Lane’s pushy father

Lane's father forced her into acting as a child, and by age 13 she was starring opposite Laurence Olivier in A Little Romance.

Diane Lane had no choice but to become an actress, said Margot Dougherty in More. Her acting-coach father, Burt, forced her into the profession as a child, and by age 13 she was starring opposite Laurence Olivier in 1979’s A Little Romance. At school, her career was “very much a stigma,” she says. “Kids can be mean with whatever you offer them.” Lane blamed her father for her loneliness.

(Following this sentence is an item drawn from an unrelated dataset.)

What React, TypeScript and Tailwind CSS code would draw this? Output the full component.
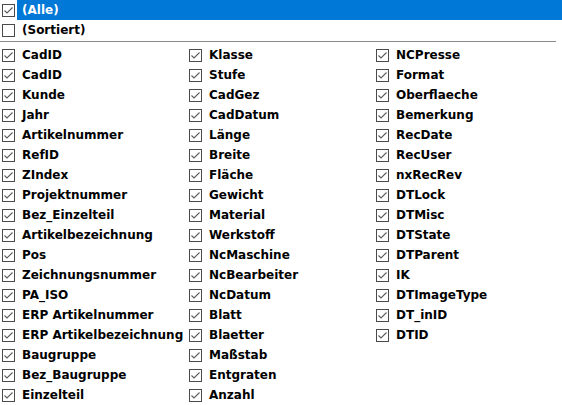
const col1 = [
  "CadID",
  "CadID",
  "Kunde",
  "Jahr",
  "Artikelnummer",
  "RefID",
  "ZIndex",
  "Projektnummer",
  "Bez_Einzelteil",
  "Artikelbezeichnung",
  "Pos",
  "Zeichnungsnummer",
  "PA_ISO",
  "ERP Artikelnummer",
  "ERP Artikelbezeichnung",
  "Baugruppe",
  "Bez_Baugruppe",
  "Einzelteil",
];

const col2 = [
  "Klasse",
  "Stufe",
  "CadGez",
  "CadDatum",
  "Länge",
  "Breite",
  "Fläche",
  "Gewicht",
  "Material",
  "Werkstoff",
  "NcMaschine",
  "NcBearbeiter",
  "NcDatum",
  "Blatt",
  "Blaetter",
  "Maßstab",
  "Entgraten",
  "Anzahl",
];

const col3 = [
  "NCPresse",
  "Format",
  "Oberflaeche",
  "Bemerkung",
  "RecDate",
  "RecUser",
  "nxRecRev",
  "DTLock",
  "DTMisc",
  "DTState",
  "DTParent",
  "IK",
  "DTImageType",
  "DT_inID",
  "DTID",
];

function Box({ checked }: { checked: boolean }) {
  return (
    <svg width="13" height="13" viewBox="0 0 13 13" className="shrink-0">
      <rect x="0.5" y="0.5" width="12" height="12" fill="white" stroke="#4a4a4a" />
      {checked && (
        <polyline points="2.5,6.5 5,9 10.5,3.5" fill="none" stroke="#5c5c5c" strokeWidth="1.1" />
      )}
    </svg>
  );
}

function Item({ label, checked = true }: { label: string; checked?: boolean }) {
  return (
    <div className="flex h-5 items-center pl-[2px]">
      <Box checked={checked} />
      <span className="ml-[7px] whitespace-nowrap">{label}</span>
    </div>
  );
}

export default function App() {
  const columns = [col1, col2, col3];
  return (
    <div
      className="h-[405px] w-[562px] overflow-hidden bg-white text-[12px] font-bold text-black"
      style={{ fontFamily: '"DejaVu Sans", sans-serif' }}
    >
      <div className="flex h-5 items-center pl-[2px]">
        <Box checked />
        <div className="ml-[2px] flex h-5 flex-1 items-center bg-[#0078d7] pl-[5px] text-white">(Alle)</div>
      </div>
      <Item label="(Sortiert)" checked={false} />
      <div className="mt-[1px] mb-[3px] h-px w-[556px] bg-[#8a8a8a]" />
      <div className="grid grid-cols-[187px_187px_188px]">
        {columns.map((c, i) => (
          <div key={i}>
            {c.map((l, j) => (
              <Item key={j} label={l} />
            ))}
          </div>
        ))}
      </div>
    </div>
  );
}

She recalls hurling a chair at him when she was 12 and shouting, “You’d have made me an actress if I had two heads!” Burt thought he was giving his daughter the skills she’d need to be a successful, independent woman. “He’d say, ‘I did not raise you for bondage.’ He’d elucidate this whole scenario: ‘A guy is going to chain you to a chair, have his way with you until you’re pregnant, and that will be your life.’ It was a really toxic cartoon.” At age 19, while filming The Cotton Club—her third film with director Francis Ford Coppola—Lane finally took control of her life. “I said, ‘Okay, I am now wiser than my father in every aspect of filmmaking.’ I outgrew his ability to give me advice. He agreed.”